Green-minded architect Vincent Callebaut and agro-economist Amlan Kusam dreamed up an agro-system project that combines architecture with economics and environmental systems. The ingenious concept is called ‘Hyperions,’ and aims to create a sustainable agro-ecosystem project in New Delhi, India that is capable of resisting climate change with its strong alternative economic and environmental systems.
Hyperirons is made of six garden towers, each 36-stories high and containing residential and office spaces. Apart from acting as a space for food generation, the towers will act as a cultural hub that combines urban re-naturation, environmental protection and biodiversity.
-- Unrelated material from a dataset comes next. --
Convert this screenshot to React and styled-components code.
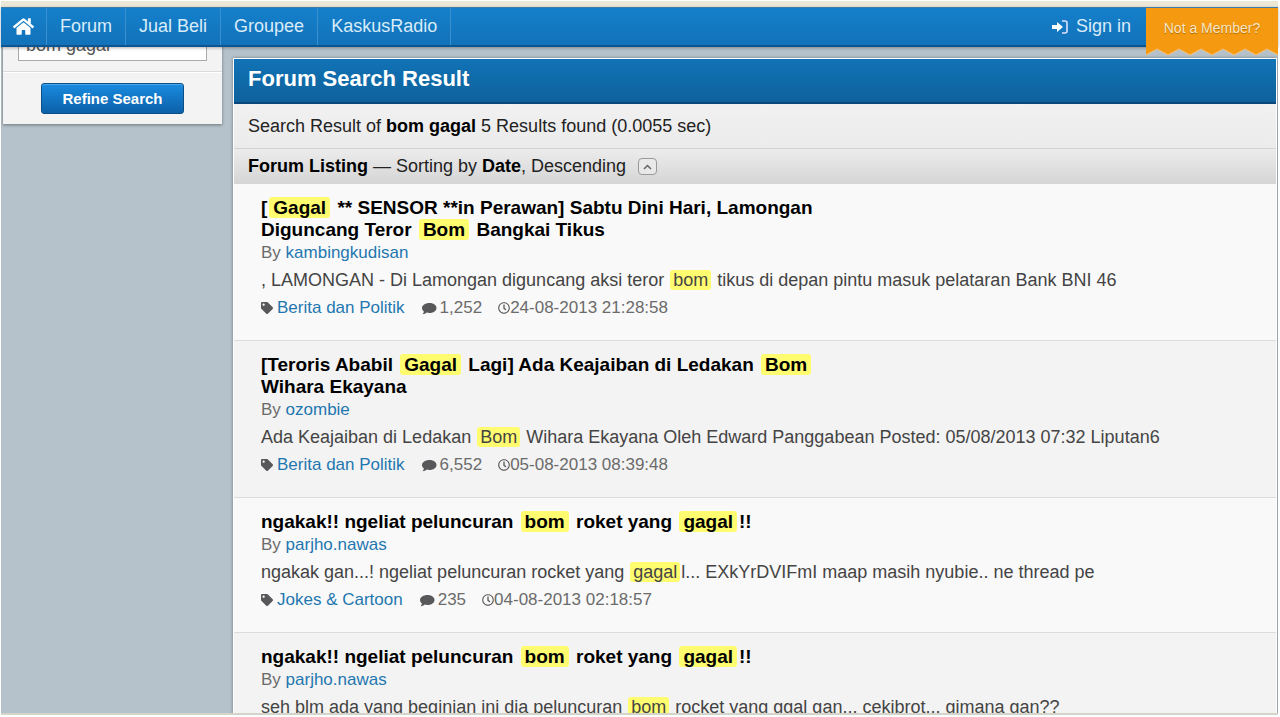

All the wood sourced for its construction comes from a local, sustainably managed forest. Perhaps surprisingly, India is one of the ten most wooded countries on Earth and the world’s second largest producer of fruit and vegetables. It’s also one of the planet’s most overcrowded nations, and the six garden towers acts will as a vertical village for a few lucky socially and culturally mixed communities. Apartments of varying sizes, offices and student housing will all be energised with solar power and will open onto verdant hydroponic terraces. Inside, even the furniture will also made from natural materials such as tamarind and sandalwood sourced from local cabinetmakers and vintage shops.
Footbridges intended to help neighbours forge social and working relationships with each other will link the towers, which will include several common areas, such as a large orchard roof, where people can meet to chat, exercise, garden or simply watch their kids play. These spaces will be irrigated by collected rainwater and residents’ greywater, and the filtered water’s organic nutrients are absorbed by the plants’ roots.
Vertical farming is certainly an idea whose time has come. It gives apartment dwellers some food and energy autonomy while saving land and water. In fact, this project will save around 90% of the water needs for a more traditional urban development, thanks to a closed loop system of small pumped hydroelectric energy storage (PHES) plants.
If only all cities were built on such concepts, surely climate change would not only be far less of a concern, it could even slowly be reversed.